__MATERIAL TO PROCESS__.
-- start --

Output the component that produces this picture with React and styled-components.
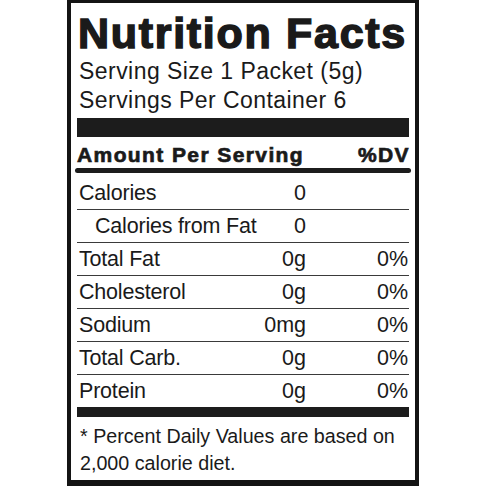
import styled, { createGlobalStyle } from "styled-components";

const GlobalStyle = createGlobalStyle`
  body {
    margin: 0;
    background: #ffffff;
  }
`;

const nutrients = [
  { name: "Calories", amount: "0", dv: "" },
  { name: "Calories from Fat", amount: "0", dv: "", indent: true },
  { name: "Total Fat", amount: "0g", dv: "0%" },
  { name: "Cholesterol", amount: "0g", dv: "0%" },
  { name: "Sodium", amount: "0mg", dv: "0%" },
  { name: "Total Carb.", amount: "0g", dv: "0%" },
  { name: "Protein", amount: "0g", dv: "0%" },
];

const App = () => {
  return (
    <>
      <GlobalStyle />
      <Label>
        <Title>Nutrition Facts</Title>
        <ServingLine>Serving Size 1 Packet (5g)</ServingLine>
        <ServingLine>Servings Per Container 6</ServingLine>
        <ThickBar $height={19} $top={3} />
        <HeaderRow>
          <span>Amount Per Serving</span>
          <span>%DV</span>
        </HeaderRow>
        <Rule />
        {nutrients.map((n, i) => (
          <Row key={n.name} $first={i === 0} $last={i === nutrients.length - 1}>
            <Name $indent={n.indent}>{n.name}</Name>
            <Amount>{n.amount}</Amount>
            <Dv>{n.dv}</Dv>
          </Row>
        ))}
        <ThickBar $height={10} $top={0} />
        <Footnote>
          * Percent Daily Values are based on
          <br />
          2,000 calorie diet.
        </Footnote>
      </Label>
    </>
  );
};

export default App;

const Label = styled.div`
  width: 352px;
  height: 486px;
  margin-left: 67px;
  box-sizing: border-box;
  border: 4px solid #141414;
  border-top-width: 3px;
  border-bottom-width: 6px;
  padding: 6px 6px 0;
  font-family: "Liberation Sans", Arial, sans-serif;
  color: #1a1a1a;
  overflow: hidden;
`;

const Title = styled.div`
  font-size: 43px;
  font-weight: 700;
  line-height: 48px;
  letter-spacing: 1.7px;
  padding-left: 1px;
  -webkit-text-stroke: 1.5px #1a1a1a;
  white-space: nowrap;
`;

const ServingLine = styled.div`
  font-size: 23px;
  line-height: 29px;
  letter-spacing: 0.45px;
  padding-left: 2px;
  white-space: nowrap;
`;

const ThickBar = styled.div`
  height: ${(p) => p.$height}px;
  margin-top: ${(p) => p.$top}px;
  background: #1c1c1c;
`;

const HeaderRow = styled.div`
  display: flex;
  justify-content: space-between;
  padding-top: 4px;
  font-size: 21px;
  font-weight: 700;
  line-height: 27px;
  letter-spacing: 1.4px;
  -webkit-text-stroke: 0.7px #1a1a1a;

  span:last-child {
    margin-right: -1px;
  }
`;

const Rule = styled.div`
  height: 5px;
  margin: 0 -2px;
  border-radius: 3px;
  background: #1c1c1c;
`;

const Row = styled.div`
  display: flex;
  height: 32px;
  padding-top: ${(p) => (p.$first ? 4 : 0)}px;
  font-size: 21.5px;
  line-height: 32px;
  border-bottom: ${(p) => (p.$last ? "none" : "1px solid #3a3a3a")};
`;

const Name = styled.span`
  flex: 1;
  padding-left: ${(p) => (p.$indent ? 18 : 2)}px;
  letter-spacing: -0.2px;
`;

const Amount = styled.span`
  text-align: right;
`;

const Dv = styled.span`
  width: 103px;
  padding-right: 1px;
  box-sizing: border-box;
  text-align: right;
`;

const Footnote = styled.div`
  padding-top: 6px;
  padding-left: 3px;
  font-size: 19.7px;
  line-height: 27px;
  white-space: nowrap;
`;
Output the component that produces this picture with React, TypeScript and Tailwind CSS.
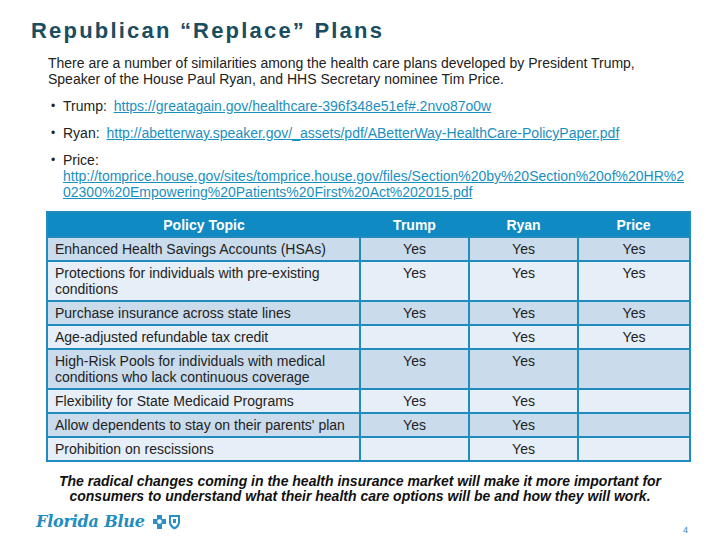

-- end --

__STATED TASK__.
Identify the lines above that contain the word "Output", then copy them.

__FINAL ANSWER__.
Output the component that produces this picture with React and styled-components.
Output the component that produces this picture with React, TypeScript and Tailwind CSS.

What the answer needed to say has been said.